Vietnam was one of the fastest growing economies in Asia in 2014, and manufacturing has been the key driver, much of which can be attributed to the electronics industry, according to a recent report by Singapore-based DBS Bank Ltd.
The electronics cluster has grown rapidly in recent years, which has resulted in an expansion of 78 percent per year in exports for the past four years to reach US$35 billion in 2014, DBS Bank said in “Sparking Life into the Vietnamese Electronics Sector,” released on July 2.
By the end of last year, electronics shipments by Vietnam had accounted for 23 percent of all exports, up from only five percent four years earlier.
Meanwhile, the industry has become a key driver of the economy, making up 23.4 percent of GDP last year, up from just 5.2 percent in 2010.
Vietnam leapfrogs the Philippines, Thailand
Vietnam’s electronics industry is quickly catching up with the regional powerhouses after a boom began post-2010 due to a confluence of factors, including the structural shift in regional electronics supply chains, the report said.
The Southeast Asian country has captured market share from many of its regional peers following a process seen repeatedly in Asia: earlier players saw income and wages rise, opening the door for lower cost producers.
Faced with weak global demand and persistent cost pressure, many manufacturers were searching for cheaper locations from which to produce.
In addition, competition was intensifying, making the need to restructure the supply chain even more compelling.
Vietnam’s pro-foreign direct investment policies, a weaker currency and competitive labor force all added more development fuel to the sector in subsequent years.
High-tech electronics producers are establishing a presence in Vietnam, evidenced by Intel, LG, Panasonic and Microsoft being among the global tech giants to have expanded in the country in recent years, marking a shift away from China.
In addition, beyond the cost advantage, geography also plays a role.
Given Vietnam’s proximity to China, it is easier for the Southeast Asian country to integrate into existing supply chains.
Korean electronics giant Samsung announced late last year an investment of $3 billion in a new smartphone factory, alongside its existing $3 billion plant, located in the north of the country, which is close to China.
Moreover, a growing middle class supporting domestic demand has further strengthened Vietnam’s overall attractiveness for global manufacturers.
Among the earnings of $1 trillion in export revenue in 2014 of eight main Asian electronics exporters, including China, Taiwan, South Korea, Malaysia, Thailand, Singapore, the Philippine and Vietnam, the last country accounted for 3.5 percent of the total, up from a mere 0.4 percent in 2010.
Vietnam has leapfrogged the Philippines and Thailand, and will likely overtake Singapore to become the fifth largest electronics exporter in the region over the next two years, and this trend is likely to persist.
Same old weaknesses
After Samsung submitted a written proposal to Ho Chi Minh City authorities seeking support in finding capable domestic suppliers in June, the authorities immediately reached out, only to find that very few local firms meet the demands of the South Korean electronics giant, government website chinhphu.vn reported.

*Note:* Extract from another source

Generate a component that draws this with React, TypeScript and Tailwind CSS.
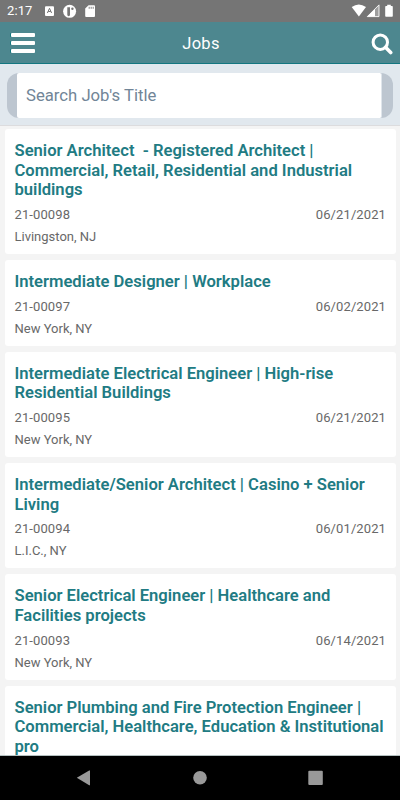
import React from "react";

type Job = { title: string[]; id?: string; date?: string; city?: string };

const jobs: Job[] = [
  {
    title: ["Senior Architect\u00a0 - Registered Architect |", "Commercial, Retail, Residential and Industrial", "buildings"],
    id: "21-00098",
    date: "06/21/2021",
    city: "Livingston, NJ",
  },
  { title: ["Intermediate Designer | Workplace"], id: "21-00097", date: "06/02/2021", city: "New York, NY" },
  {
    title: ["Intermediate Electrical Engineer | High-rise", "Residential Buildings"],
    id: "21-00095",
    date: "06/21/2021",
    city: "New York, NY",
  },
  {
    title: ["Intermediate/Senior Architect | Casino + Senior", "Living"],
    id: "21-00094",
    date: "06/01/2021",
    city: "L.I.C., NY",
  },
  {
    title: ["Senior Electrical Engineer | Healthcare and", "Facilities projects"],
    id: "21-00093",
    date: "06/14/2021",
    city: "New York, NY",
  },
  {
    title: ["Senior Plumbing and Fire Protection Engineer |", "Commercial, Healthcare, Education & Institutional", "pro"],
  },
];

function StatusBar() {
  return (
    <div className="flex h-[22px] shrink-0 items-center bg-[#757575] pr-[7px] pl-[7px] text-white">
      <span className="w-[38px] text-[13px] leading-[22px] tracking-[0.1px]">2:17</span>
      <svg className="h-[22px] w-[52px]" viewBox="45 0 52 22" fill="currentColor">
        <rect x="45" y="6.3" width="9" height="9.7" rx="1" />
        <path d="M47.4 13 49.5 8.3 51.6 13M48.2 11.5h2.6" fill="none" stroke="#757575" strokeWidth="1" />
        <circle cx="69.6" cy="11.3" r="6.5" />
        <path d="M67.3 14.8V7.2h2.7v7.6a1.35 1.35 0 0 1-2.7 0z" fill="#757575" />
        <circle cx="72.4" cy="8.8" r="1.2" fill="#757575" />
        <path d="M88.6 5.2h5.4a1 1 0 0 1 1 1v9.8a1 1 0 0 1-1 1h-7.8a1 1 0 0 1-1-1V8.6z" />
        <path d="M89.2 6.8v2M91.2 6.8v2M93.2 6.8v2" stroke="#757575" strokeWidth=".9" />
      </svg>
      <svg className="ml-auto h-[22px] w-[42px]" viewBox="351 0 42 22" fill="currentColor">
        <path d="M351.7 7.1Q358.8 1.8 366 7.1L358.9 16.4z" />
        <path d="M379 4.9v11.7h-11.7z" opacity=".3" />
        <path d="M375 8.9v7.7h-7.7z" />
        <path d="M367.3 16.6 379 4.9v11.7z" fill="none" stroke="currentColor" strokeWidth=".9" />
        <path d="M387.2 4.7h3.6v1.2h1.2a.8.8 0 0 1 .8.8v9.2a.8.8 0 0 1-.8.8h-6a.8.8 0 0 1-.8-.8V6.7a.8.8 0 0 1 .8-.8h1.2z" />
      </svg>
    </div>
  );
}

function Header() {
  return (
    <header className="flex h-[42px] shrink-0 items-center justify-between border-b border-[#137780] bg-[#4d878f] pr-[7px] pl-[11px] text-white">
      <div className="flex w-6 flex-col gap-1">
        <span className="h-1 rounded-[1px] bg-white shadow-[-1px_0_0_#137780]" />
        <span className="h-1 rounded-[1px] bg-white shadow-[-1px_0_0_#137780]" />
        <span className="h-1 rounded-[1px] bg-white shadow-[-1px_0_0_#137780]" />
      </div>
      <h1 className="mt-[3px] mr-1 text-[16.5px] leading-5 tracking-[0.3px]">Jobs</h1>
      <svg className="mt-0.5 h-[22px] w-[22px]" viewBox="0 0 22 22" fill="none" stroke="white">
        <circle cx="9.3" cy="9.2" r="7.2" strokeWidth="3" />
        <path d="m14.5 14.3 5.2 5.2" strokeWidth="3.6" strokeLinecap="round" />
      </svg>
    </header>
  );
}

function SearchBar() {
  return (
    <div className="h-[62px] shrink-0 border-b border-[#dcdcde] bg-[#e1e8ee] px-[7px] pt-[9px]">
      <div className="h-[45px] rounded-[12px] bg-[#bdc6d0] pr-[11px] pl-[10px]">
        <div className="h-full rounded-[2px] border-r border-[#dfe5eb] bg-white pl-[9px] text-[16.7px] leading-[45px] text-[#718597]">
          Search Job's Title
        </div>
      </div>
    </div>
  );
}

function JobCard({ job }: { job: Job }) {
  return (
    <article className="shrink-0 rounded-[3px] bg-white px-[10px] pt-[12px] pb-[6px] pl-[9.5px]">
      <h2 className="text-[16.6px] leading-[19.65px] font-semibold whitespace-nowrap text-[#217b83]">
        {job.title.map((line) => (
          <span key={line} className="block">
            {line}
          </span>
        ))}
      </h2>
      {job.id && (
        <div className="mt-[4px] text-[13px] leading-[22px] text-[#686868]">
          <div className="flex justify-between tracking-[0.1px]">
            <span>{job.id}</span>
            <span>{job.date}</span>
          </div>
          <div>{job.city}</div>
        </div>
      )}
    </article>
  );
}

export default function App() {
  return (
    <div className="flex h-[800px] w-[400px] flex-col overflow-hidden bg-[#f4f4f4] font-['Roboto',sans-serif]">
      <StatusBar />
      <Header />
      <SearchBar />
      <main className="flex min-h-0 flex-1 flex-col gap-[6px] overflow-hidden border-b border-[#b4c0c0] px-[5px] pt-[3px] pr-[4px]">
        {jobs.map((job) => (
          <JobCard key={job.title[0]} job={job} />
        ))}
      </main>
      <nav className="h-11 shrink-0 bg-black">
        <svg className="h-11 w-[400px]" viewBox="0 0 400 44" fill="#999">
          <path d="M76.8 21.8 89.2 14.5h.8v14.7h-.8z" />
          <circle cx="200" cy="21.8" r="6.8" />
          <rect x="308.3" y="14.7" width="14.5" height="14.2" rx="1" />
        </svg>
      </nav>
    </div>
  );
}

The proposal was sent just a few days after the tech behemoth started constructing the Samsung Electronics Complex, with a total investment of $1.4 billion, at the Saigon Hi-Tech Park (SHTP) in District 9 in late May.
Samsung said it wanted to find domestic suppliers to focus on certain sectors such as mechanical engineering, electricity, printed circuit board assembly, auxiliary materials and raw materials.
Nguyen Phuong Dong, deputy director of the Ho Chi Minh City Department of Industry and Trade, after receiving the written proposal by Samsung, organized a meeting with potential suppliers in the city and formed a list of companies with the ability to provide on-demand products for the tech firm to consider.
However, Le Bich Loan, deputy head of the SHTP Management Board, said after several rounds of work, more than 100 companies was shortlisted by one-third.
And then the number of candidates who passed the prequalification round of Samsung was scaled down to only 15 companies, at which Samsung will conduct field surveys for a final decision.
Bright prospects, but drastic changes necessary
In the long term, as the government expects electronics exports to reach $40 billion by 2017, a modest growth rate of five percent per year would help achieve the target.
Nonetheless, the longer-term sustainability of the industry will depend on whether Vietnam can raise productivity and move up the value chain.
The influx of foreign electronics manufacturers has enabled the transfer of technology and skills.
However, the country needs to develop its own talent and supplier pool to sustain the trend.
Otherwise, electronics will only migrate to other cheaper locations, like Indonesia, Cambodia, Laos and Myanmar, which can all offer competitive alternatives to global manufacturers once wages start to rise in Vietnam.